I'm replacing the wheat flour with a mixture of brown rice and chickpea flour. I'm doing a ratio of 3/4 brown rice to every 1/4 chickpea. I'm doing it because brown rice isn't "sticky" when it bakes, so you need something a little spongier, but chickpea is too sticky and spongy if used alone, so we're mixing.

The butter can either be replaced with Earth Butter, which is a little processed for my taste, or replaced with flax seed or safflower oil.

I'm replacing the sugar with 1/2 c. orange juice and 1/4 c. agave nectar. Agave is SO sweet, it's incredibly important to do it in moderation.

NOTE:: If you replace the sugar with liquids, IT IS DIRE that for every cup of liquids that substitute dry sugar, you combine ALL LIQUIDS OF THE DISH (oils, agave, juice, etc), mix, and remove 1/3 c. for every cup of liquid added. Otherwise, you get soup, not biscotti.

It's also important at this point to add 1 tsp. kuzu root dissolved in cold water so that your mixture sticks together.

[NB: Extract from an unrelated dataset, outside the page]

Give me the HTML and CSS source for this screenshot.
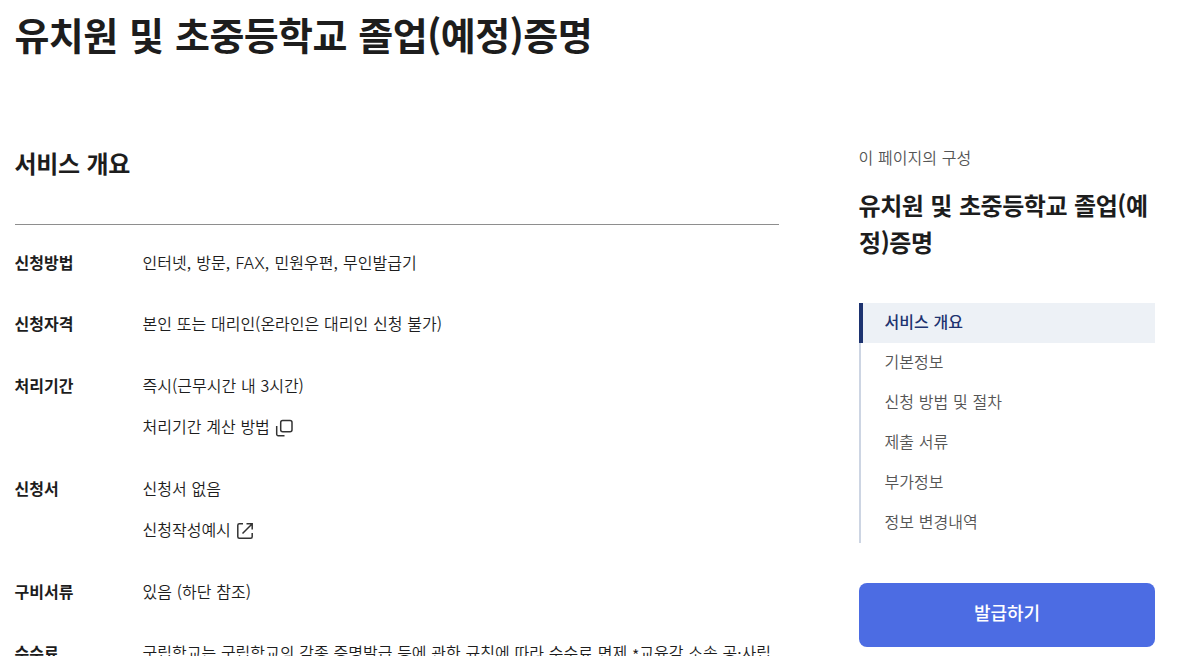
FILE: index.html
```
<!DOCTYPE html>
<html lang="ko">
  <head>
    <meta charset="utf-8" />
    <title>유치원 및 초중등학교 졸업(예정)증명</title>
    <link rel="stylesheet" href="styles.css">
  </head>
  <body>
    <h1 class="page-title">유치원 및 초중등학교 졸업(예정)증명</h1>
    <div class="container">
      <main class="content">
        <h2 class="section-title">서비스 개요</h2>
        <dl class="info-list">
          <div class="info-row">
            <dt>신청방법</dt>
            <dd><p class="methods">인터넷, 방문, <span class="latin">FAX</span>, 민원우편, 무인발급기</p></dd>
          </div>
          <div class="info-row">
            <dt>신청자격</dt>
            <dd><p>본인 또는 대리인(온라인은 대리인 신청 불가)</p></dd>
          </div>
          <div class="info-row">
            <dt>처리기간</dt>
            <dd>
              <p>즉시(근무시간 내 3시간)</p>
              <a class="link" href="#">처리기간 계산 방법
                <svg class="icon" width="20" height="20" viewBox="0 0 20 20">
                  <rect x="6.7" y="2.4" width="11.3" height="11.3" rx="2" />
                  <path d="M2.7 8v8.2a1.5 1.5 0 0 0 1.5 1.5h6.3" />
                </svg>
              </a>
            </dd>
          </div>
          <div class="info-row">
            <dt>신청서</dt>
            <dd>
              <p>신청서 없음</p>
              <a class="link" href="#">신청작성예시
                <svg class="icon" width="20" height="20" viewBox="0 0 20 20">
                  <path d="M8 2.8H4.3a1.5 1.5 0 0 0-1.5 1.5v11.4a1.5 1.5 0 0 0 1.5 1.5h11.4a1.5 1.5 0 0 0 1.5-1.5V12" />
                  <path d="M11.5 2.8h5.7v5.7M17 3l-9.5 9.5" />
                </svg>
              </a>
            </dd>
          </div>
          <div class="info-row">
            <dt>구비서류</dt>
            <dd><p>있음 (하단 참조)</p></dd>
          </div>
          <div class="info-row">
            <dt>수수료</dt>
            <dd><p class="fee">국립학교는 국립학교의 각종 증명발급 등에 관한 규칙에 따라 수수료 면제 <span class="mark">*</span>교육감 소속 공·사립</p></dd>
          </div>
        </dl>
      </main>

      <aside class="sidebar">
        <p class="sidebar-label">이 페이지의 구성</p>
        <h2 class="sidebar-title">유치원 및 초중등학교 졸업(예정)증명</h2>
        <nav class="page-nav">
          <a class="active" href="#">서비스 개요</a>
          <a href="#">기본정보</a>
          <a href="#">신청 방법 및 절차</a>
          <a href="#">제출 서류</a>
          <a href="#">부가정보</a>
          <a href="#">정보 변경내역</a>
        </nav>
        <button class="issue-btn">발급하기</button>
      </aside>
    </div>
  </body>
</html>
```
FILE: styles.css
```
* {
  box-sizing: border-box;
}

body {
  margin: 0;
  padding: 4px 23px 0 15px;
  height: 656px;
  overflow: hidden;
  background-color: #fff;
  color: #1d1d1d;
  font-family: "Noto Sans CJK KR", sans-serif;
  font-size: 16px;
  font-weight: 350;
  line-height: 25.5px;
  text-indent: -0.5px;
  word-spacing: 0.3px;
}

h1,
h2,
p,
dl,
dd {
  margin: 0;
}

a {
  color: inherit;
  text-decoration: none;
}

.page-title {
  font-size: 38px;
  font-weight: 700;
  line-height: 60px;
  letter-spacing: -0.6px;
  word-spacing: 1.5px;
}

.container {
  display: flex;
  justify-content: space-between;
  padding-top: 81px;
}

.content {
  width: 764px;
}

.section-title {
  font-size: 24px;
  font-weight: 700;
  line-height: 36px;
  letter-spacing: -0.3px;
}

.info-list {
  display: flex;
  flex-direction: column;
  gap: 36px;
  margin-top: 43px;
  padding-top: 24.6px;
  border-top: 1px solid #8e8e8e;
}

.info-row {
  display: flex;
}

.info-row dt {
  width: 128px;
  font-weight: 700;
}

.info-row dd {
  flex: 1;
  display: flex;
  flex-direction: column;
  gap: 16px;
}

.methods {
  word-spacing: 0.9px;
}

.latin {
  font-family: Inter, sans-serif;
  line-height: 1;
}

.fee {
  white-space: nowrap;
}

.mark {
  line-height: 0;
  vertical-align: -3px;
}

.link {
  display: flex;
  align-items: center;
  gap: 4px;
}

.icon {
  margin-top: 3px;
  fill: none;
  stroke: #333;
  stroke-width: 1.5;
}

.sidebar {
  width: 296px;
}

.sidebar-label {
  color: #555;
}

.sidebar-title {
  margin-top: 15px;
  font-size: 24px;
  font-weight: 700;
  line-height: 37px;
  letter-spacing: -0.45px;
  word-spacing: 0.7px;
  word-break: break-all;
}

.page-nav {
  display: flex;
  flex-direction: column;
  margin-top: 43px;
}

.page-nav a {
  height: 40px;
  padding-left: 24px;
  border-left: 2px solid #cdd5e3;
  color: #555;
  line-height: 36px;
}

.page-nav .active {
  padding-left: 22px;
  border-left: 4px solid #1d3370;
  background-color: #edf1f6;
  color: #1d3370;
  font-weight: 500;
}

.issue-btn {
  width: 100%;
  height: 64px;
  margin-top: 40px;
  padding-bottom: 6px;
  border: none;
  border-radius: 8px;
  background-color: #4c6ce3;
  color: #fff;
  font-family: inherit;
  font-size: 18px;
  font-weight: 500;
}
```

Voila! Just keep in mind, with animal products, gluten, and sugar, it's pretty easy to replace 2 of the 3 categories, but the more categories you replace, the farther the texture and taste get from the original recipe. Also, there's a MUCH greater difference between replacing 2 and 3 categories than there is replacing 1 and 2 categories. Meaning, if you replace 1 category, you probably won't tell the difference. Two, you'll be able to tell the difference, but it's still pretty good. Three? It'll be a whole different dish, and it will pretty much always taste like "health food."